YOUR TASK: Repeat each record exactly as written, and drop any images.

[Stored entries]
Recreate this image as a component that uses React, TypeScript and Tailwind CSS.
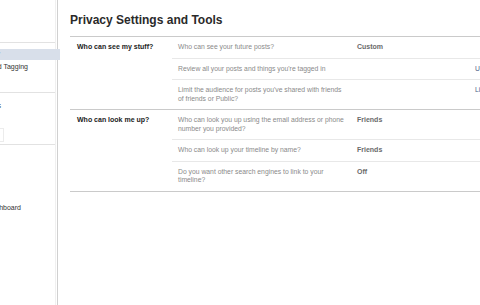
const sections = [
    {
        label: 'Who can see my stuff?',
        rows: [
            { q: 'Who can see your future posts?', v: 'Custom', a: '' },
            { q: "Review all your posts and things you're tagged in", v: '', a: 'Use Activity Log' },
            { q: "Limit the audience for posts you've shared with friends of friends or Public?", v: '', a: 'Limit Past Posts' },
        ],
    },
    {
        label: 'Who can look me up?',
        rows: [
            { q: 'Who can look you up using the email address or phone number you provided?', v: 'Friends', a: '' },
            { q: 'Who can look up your timeline by name?', v: 'Friends', a: '' },
            { q: 'Do you want other search engines to link to your timeline?', v: 'Off', a: '' },
        ],
    },
];

const App = () => {
    return (
        <div
            className="flex h-[305px] w-[480px] overflow-hidden bg-white text-[#333]"
            style={{ fontFamily: '"Liberation Sans", Arial, sans-serif' }}
        >
            {/* left nav, mostly cut off */}
            <div className="w-[58px] shrink-0 border-r border-[#d0d0d0]">
                <div className="h-full w-[56px] border-r border-[#f0f0f0] text-[7px]">
                    <div className="h-[43px] border-b border-[#e2e2e2]" />
                    <div className="h-[50px] border-b border-[#e2e2e2] pt-[6px]">
                        <div className="flex h-[11px] items-center justify-end whitespace-nowrap bg-[#d8dfea] pr-[60px]">
                            Privacy
                        </div>
                        <div className="flex h-[15px] items-center justify-end whitespace-nowrap pr-[27px]">
                            Timeline and Tagging
                        </div>
                    </div>
                    <div className="h-[52px] border-b border-[#e2e2e2] pt-[8px]">
                        <div className="flex h-[10px] items-center justify-end whitespace-nowrap pr-[54px]">
                            Notifications
                        </div>
                        <div className="mt-[17px] h-[14px] w-[4px] border border-l-0 border-[#ececec]" />
                    </div>
                    <div className="pt-[58px]">
                        <div className="flex h-[10px] items-center justify-end whitespace-nowrap pr-[34px]">
                            Support Dashboard
                        </div>
                    </div>
                </div>
            </div>

            <div className="min-w-0 flex-1 pl-[12px] pt-[13px]">
                <h1 className="whitespace-nowrap text-[12px] font-bold leading-[14px] text-[#2a2a2a]">
                    Privacy Settings and Tools
                </h1>
                <div className="mt-[9px] border-t border-[#cacaca]">
                    {sections.map(s => (
                        <div key={s.label} className="flex border-b border-[#cacaca]">
                            <div className="w-[102px] shrink-0 whitespace-nowrap pl-[7px] pt-[6px] text-[7px] font-bold leading-[8px] text-[#222]">
                                {s.label}
                            </div>
                            <div className="min-w-0 flex-1">
                                {s.rows.map((r, i) => (
                                    <div
                                        key={r.q}
                                        className={
                                            'flex py-[6px] text-[6.8px] leading-[8.5px] ' +
                                            (i < s.rows.length - 1 ? 'border-b border-[#e8e8e8]' : '')
                                        }
                                    >
                                        <div className="w-[185px] shrink-0 pl-[6px] pr-[9px] text-[#8a8a8a]">{r.q}</div>
                                        <div className="w-[118px] shrink-0 text-[7px] font-bold text-[#6a6a6a]">{r.v}</div>
                                        <div className="whitespace-nowrap text-[#4b5e86]">{r.a}</div>
                                    </div>
                                ))}
                            </div>
                        </div>
                    ))}
                </div>
            </div>
        </div>
    );
};

export default App;
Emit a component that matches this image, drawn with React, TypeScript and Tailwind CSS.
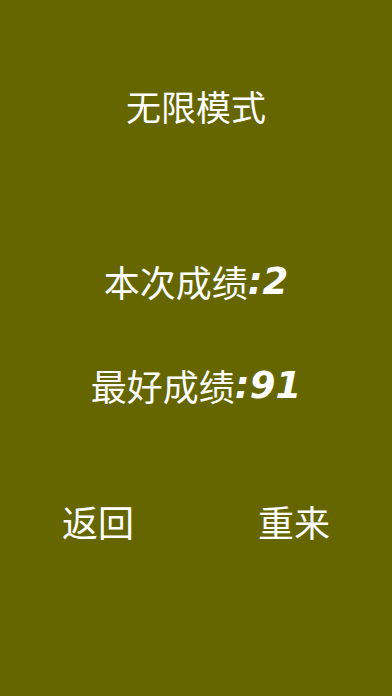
const cjk = { fontFamily: '"Noto Sans CJK SC", "Noto Sans", sans-serif' }

function ScoreLine({ label, value }: { label: string; value: number }) {
  return (
    <div className="flex h-10 items-center justify-center text-[36px] leading-none text-white">
      <span style={cjk}>{label}</span>
      <span className="text-[37px] font-bold italic" style={{ fontFamily: '"DejaVu Sans", sans-serif' }}>
        :{value}
      </span>
    </div>
  )
}

export default function App() {
  return (
    <div className="flex h-[696px] w-full flex-col bg-[#666600] pt-[85px] text-white" style={cjk}>
      <h1 className="flex h-10 items-center justify-center text-[35px] font-normal leading-none">
        无限模式
      </h1>

      <div className="mt-[136px]">
        <ScoreLine label="本次成绩" value={2} />
      </div>
      <div className="mt-[64px]">
        <ScoreLine label="最好成绩" value={91} />
      </div>

      <div className="mt-[96px] grid h-10 grid-cols-2 items-center text-[36px] leading-none">
        <button className="text-center text-white">返回</button>
        <button className="text-center text-white">重来</button>
      </div>
    </div>
  )
}
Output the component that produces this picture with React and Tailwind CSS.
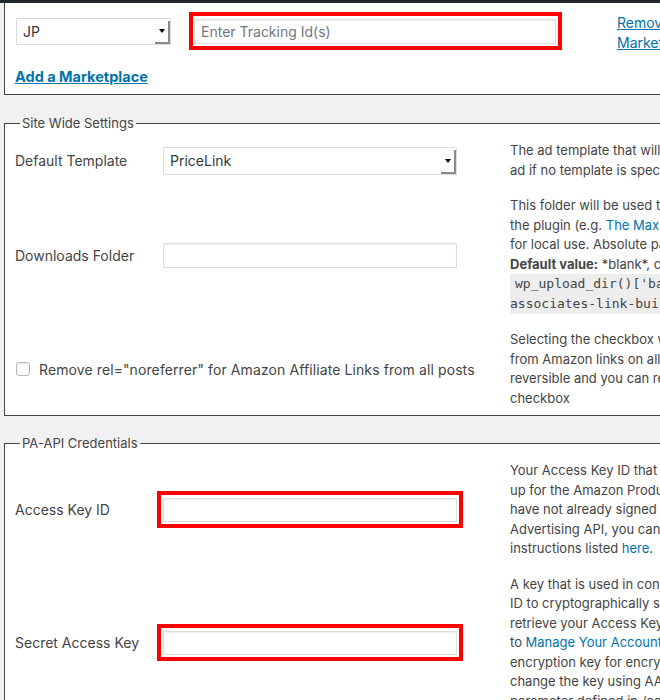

PROBLEM SOLUTION:
Recreate this image as a component that uses React, TypeScript and Tailwind CSS.
const sections = [
    {
        label: 'Who can see my stuff?',
        rows: [
            { q: 'Who can see your future posts?', v: 'Custom', a: '' },
            { q: "Review all your posts and things you're tagged in", v: '', a: 'Use Activity Log' },
            { q: "Limit the audience for posts you've shared with friends of friends or Public?", v: '', a: 'Limit Past Posts' },
        ],
    },
    {
        label: 'Who can look me up?',
        rows: [
            { q: 'Who can look you up using the email address or phone number you provided?', v: 'Friends', a: '' },
            { q: 'Who can look up your timeline by name?', v: 'Friends', a: '' },
            { q: 'Do you want other search engines to link to your timeline?', v: 'Off', a: '' },
        ],
    },
];

const App = () => {
    return (
        <div
            className="flex h-[305px] w-[480px] overflow-hidden bg-white text-[#333]"
            style={{ fontFamily: '"Liberation Sans", Arial, sans-serif' }}
        >
            {/* left nav, mostly cut off */}
            <div className="w-[58px] shrink-0 border-r border-[#d0d0d0]">
                <div className="h-full w-[56px] border-r border-[#f0f0f0] text-[7px]">
                    <div className="h-[43px] border-b border-[#e2e2e2]" />
                    <div className="h-[50px] border-b border-[#e2e2e2] pt-[6px]">
                        <div className="flex h-[11px] items-center justify-end whitespace-nowrap bg-[#d8dfea] pr-[60px]">
                            Privacy
                        </div>
                        <div className="flex h-[15px] items-center justify-end whitespace-nowrap pr-[27px]">
                            Timeline and Tagging
                        </div>
                    </div>
                    <div className="h-[52px] border-b border-[#e2e2e2] pt-[8px]">
                        <div className="flex h-[10px] items-center justify-end whitespace-nowrap pr-[54px]">
                            Notifications
                        </div>
                        <div className="mt-[17px] h-[14px] w-[4px] border border-l-0 border-[#ececec]" />
                    </div>
                    <div className="pt-[58px]">
                        <div className="flex h-[10px] items-center justify-end whitespace-nowrap pr-[34px]">
                            Support Dashboard
                        </div>
                    </div>
                </div>
            </div>

            <div className="min-w-0 flex-1 pl-[12px] pt-[13px]">
                <h1 className="whitespace-nowrap text-[12px] font-bold leading-[14px] text-[#2a2a2a]">
                    Privacy Settings and Tools
                </h1>
                <div className="mt-[9px] border-t border-[#cacaca]">
                    {sections.map(s => (
                        <div key={s.label} className="flex border-b border-[#cacaca]">
                            <div className="w-[102px] shrink-0 whitespace-nowrap pl-[7px] pt-[6px] text-[7px] font-bold leading-[8px] text-[#222]">
                                {s.label}
                            </div>
                            <div className="min-w-0 flex-1">
                                {s.rows.map((r, i) => (
                                    <div
                                        key={r.q}
                                        className={
                                            'flex py-[6px] text-[6.8px] leading-[8.5px] ' +
                                            (i < s.rows.length - 1 ? 'border-b border-[#e8e8e8]' : '')
                                        }
                                    >
                                        <div className="w-[185px] shrink-0 pl-[6px] pr-[9px] text-[#8a8a8a]">{r.q}</div>
                                        <div className="w-[118px] shrink-0 text-[7px] font-bold text-[#6a6a6a]">{r.v}</div>
                                        <div className="whitespace-nowrap text-[#4b5e86]">{r.a}</div>
                                    </div>
                                ))}
                            </div>
                        </div>
                    ))}
                </div>
            </div>
        </div>
    );
};

export default App;
Emit a component that matches this image, drawn with React, TypeScript and Tailwind CSS.
const cjk = { fontFamily: '"Noto Sans CJK SC", "Noto Sans", sans-serif' }

function ScoreLine({ label, value }: { label: string; value: number }) {
  return (
    <div className="flex h-10 items-center justify-center text-[36px] leading-none text-white">
      <span style={cjk}>{label}</span>
      <span className="text-[37px] font-bold italic" style={{ fontFamily: '"DejaVu Sans", sans-serif' }}>
        :{value}
      </span>
    </div>
  )
}

export default function App() {
  return (
    <div className="flex h-[696px] w-full flex-col bg-[#666600] pt-[85px] text-white" style={cjk}>
      <h1 className="flex h-10 items-center justify-center text-[35px] font-normal leading-none">
        无限模式
      </h1>

      <div className="mt-[136px]">
        <ScoreLine label="本次成绩" value={2} />
      </div>
      <div className="mt-[64px]">
        <ScoreLine label="最好成绩" value={91} />
      </div>

      <div className="mt-[96px] grid h-10 grid-cols-2 items-center text-[36px] leading-none">
        <button className="text-center text-white">返回</button>
        <button className="text-center text-white">重来</button>
      </div>
    </div>
  )
}
Output the component that produces this picture with React and Tailwind CSS.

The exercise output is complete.